Stockholder sues Blue Owl adviser, alleges $414M in excessive fees

Stockholder sues Blue Owl adviser, alleges $414M in excessive fees
Stockholder claims the BDC's adviser pumped up private credit marks to drive up its take
APR 30, 2026

A Blue Owl Capital Corporation stockholder is suing the BDC's investment adviser, alleging it inflated portfolio marks to pull in $414 million in fees last year. 

The lawsuit, filed April 27 in the Southern District of New York by Richard Delman on behalf of OBDC, targets Blue Owl Credit Advisors LLC, a wholly owned subsidiary of Blue Owl Capital Inc. (Delman v. Blue Owl Credit Advisors LLC, No. 7:26-cv-03468). Delman alleges the adviser breached its fiduciary duty under Section 36(b) of the Investment Company Act of 1940 by collecting fees so disproportionate to the services provided that they could not have come out of arm's-length bargaining. 

The numbers, as the filing lays them out, are eye-catching. OBDC paid the adviser $414.4 million in 2025, made up of $252 million in management fees and $162.4 million in incentive fees. That's a 47% jump over five years, even though the fund's portfolio grew about 30% in the same window, from $13.3 billion to $17.2 billion. Delman alleges the increase was not matched by any proportionate rise in services or costs. 

At the core of the case is how OBDC's private credit assets get valued. Because the portfolio is made up of so-called Level 3 assets, which don't trade publicly, the adviser itself sets the marks. Delman claims that creates a built-in conflict: higher marks mean higher fees. He points to OBDC shares trading at a 20% or more discount to net asset value since at least November 2025 as a sign the market doesn't buy the adviser's numbers. 

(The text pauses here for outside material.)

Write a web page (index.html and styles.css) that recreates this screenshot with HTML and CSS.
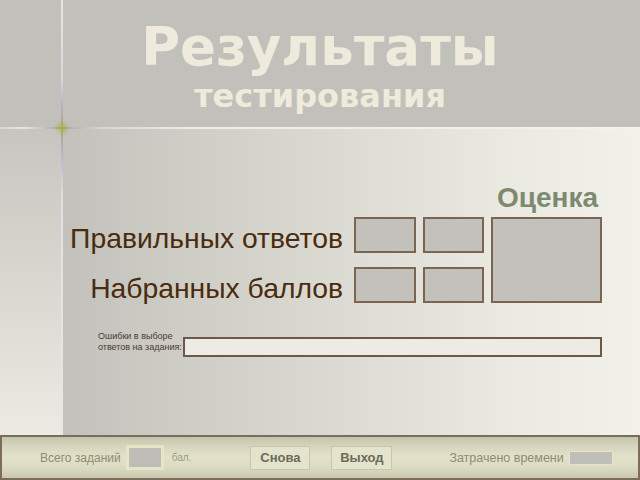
FILE: index.html
```html
<!DOCTYPE html>
<html lang="ru">
<head>
<meta charset="utf-8">
<title>Результаты тестирования</title>
<link rel="stylesheet" href="styles.css">
</head>
<body>
<div class="page">
  <header class="head">
    <h1 class="title">Результаты</h1>
    <h2 class="subtitle">тестирования</h2>
  </header>
  <main class="body">
    <aside class="strip"></aside>
    <section class="content">
      <div class="grade-title">Оценка</div>
      <div class="score-grid">
        <div class="label">Правильных ответов</div>
        <div class="cell"></div>
        <div class="cell"></div>
        <div class="cell big"></div>
        <div class="label">Набранных баллов</div>
        <div class="cell"></div>
        <div class="cell"></div>
      </div>
      <div class="errors">
        <div class="errors-label">Ошибки в выборе<br>ответов на задания:</div>
        <div class="errors-field"></div>
      </div>
    </section>
  </main>
  <footer class="bar">
    <span class="bar-text total">Всего заданий</span>
    <span class="total-box"></span>
    <span class="unit">бал.</span>
    <span class="btn again">Снова</span>
    <span class="btn exit">Выход</span>
    <span class="bar-text spent">Затрачено времени</span>
    <span class="time-box"></span>
  </footer>
  <div class="line-h"></div>
  <div class="line-v"></div>
  <div class="glow"></div>
</div>
</body>
</html>
```
FILE: styles.css
```css
html, body {
  margin: 0;
  padding: 0;
}
body {
  width: 640px;
  height: 480px;
  overflow: hidden;
  font-family: "Liberation Sans", Arial, sans-serif;
}
.page {
  position: relative;
  width: 640px;
  height: 480px;
  display: flex;
  flex-direction: column;
  background: #c1c0ba;
}
.head {
  height: 128px;
  background: #c1c0ba;
  text-align: center;
  font-family: "DejaVu Sans", sans-serif;
  color: #eeebdc;
  overflow: hidden;
}
.title {
  margin: 18px 0 0;
  font-size: 53px;
  line-height: 57px;
  font-weight: bold;
}
.subtitle {
  margin: 3px 0 0;
  font-size: 32px;
  line-height: 36px;
  font-weight: bold;
}
.body {
  height: 307px;
  display: flex;
}
.strip {
  width: 62px;
  flex: none;
  background: linear-gradient(180deg, #c6c5bf 0%, #d6d5ce 45%, #ecebe3 100%);
}
.content {
  flex: 1;
  padding: 55px 38px 0 0;
  background: linear-gradient(90deg, #c2c1bb 0%, #cdccc5 20%, #dddcd4 50%, #ebeae2 78%, #f3f2ea 100%);
}
.grade-title {
  text-align: right;
  padding-right: 4px;
  font-size: 28px;
  line-height: 30px;
  font-weight: bold;
  color: #7b8a70;
  margin-bottom: 4px;
}
.score-grid {
  display: grid;
  grid-template-columns: 1fr 62px 61px 111px;
  grid-template-rows: 36px 36px;
  column-gap: 7px;
  row-gap: 14px;
}
.label {
  text-align: right;
  padding: 6px 4px 0 0;
  font-size: 28.3px;
  line-height: 30px;
  color: #4b2b0e;
  white-space: nowrap;
}
.cell {
  box-sizing: border-box;
  border: 2px solid #7c6450;
  background: #c2c1bb;
}
.cell.big {
  grid-column: 4;
  grid-row: 1 / span 2;
}
.errors {
  display: flex;
  align-items: flex-start;
  margin-top: 28px;
  padding-left: 36px;
}
.errors-label {
  width: 85px;
  flex: none;
  font-size: 9px;
  line-height: 11px;
  color: #4a3c2e;
  white-space: nowrap;
}
.errors-field {
  flex: 1;
  box-sizing: border-box;
  height: 20px;
  margin-top: 6px;
  border: 2px solid #6b5a48;
  background: #ecebe4;
}
.bar {
  height: 45px;
  box-sizing: border-box;
  border: 2px solid #7d6c5a;
  display: flex;
  align-items: center;
  padding-left: 38px;
  background: linear-gradient(180deg, #c4c3ac 0%, #d8d7be 25%, #e2e1c9 50%, #dcdbc2 75%, #c9c8b0 100%);
}
.bar-text {
  font-size: 12px;
  color: #8b8c72;
  white-space: nowrap;
}
.spent {
  font-size: 12.5px;
  margin-left: 57px;
}
.total-box {
  box-sizing: border-box;
  width: 38px;
  height: 25px;
  margin-left: 5px;
  border: 3px solid #e7e5c6;
  background: #bebdb8;
}
.unit {
  margin-left: 8px;
  font-size: 10px;
  color: #9a9b80;
}
.btn {
  box-sizing: border-box;
  width: 60px;
  height: 24px;
  display: flex;
  align-items: center;
  justify-content: center;
  border: 1px solid #c9c7a8;
  background: #e4e3cc;
  font-size: 13px;
  font-weight: bold;
  color: #6c6c59;
}
.again {
  margin-left: 59px;
}
.exit {
  margin-left: 21px;
  width: 61px;
}
.time-box {
  box-sizing: border-box;
  width: 44px;
  height: 14px;
  margin-left: 5px;
  border: 1px solid #e6e4cc;
  background: #bfbfba;
}
.line-h {
  position: absolute;
  left: 0;
  top: 127px;
  width: 640px;
  height: 2px;
  background: linear-gradient(90deg, #d8d8d8 0%, #e4e4e4 4%, #b4b4c4 8%, #a8a878 9.7%, #b4b4c4 11.5%, #d6d6dc 16%, #ececea 30%, #f2f2ee 100%);
}
.line-v {
  position: absolute;
  left: 61px;
  top: 0;
  width: 2px;
  height: 435px;
  background: linear-gradient(180deg, #e6e6e6 0%, #d8d8dc 18%, #b4b4c4 24%, #a8a878 29.4%, #b4b4c4 35%, #e0e0e0 45%, #e8e8e6 100%);
}
.glow {
  position: absolute;
  left: 52px;
  top: 118px;
  width: 20px;
  height: 20px;
  background: radial-gradient(circle, rgba(170, 170, 40, 0.55) 0%, rgba(170, 170, 40, 0) 60%);
}
```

The filing leans on outside reporting too. It cites Glendon Capital Management, an investment firm with $5 billion in assets under management, which flagged that OBDC marked $235 million in junior preferred stock and second-lien debt in Cornerstone OnDemand, Inc. at about 90 cents on the dollar at the end of 2025, while the same company's most senior tranche of debt recently traded at just 78 cents. Similar gaps are alleged in OBDC's loans to Barracuda, Peraton Corp. and Conair Holdings. 

Delman also takes aim at payment-in-kind interest, which started showing up in OBDC's portfolio in the second quarter of 2024. Roughly $26 million of the 2025 management fee was tied to PIK income, the filing says, and the adviser isn't required to give that money back even if the underlying interest is later determined to be uncollectible in cash. Unlike about half of the 43 publicly traded BDCs the filing analyzed, OBDC's advisory agreement has no clawback provision.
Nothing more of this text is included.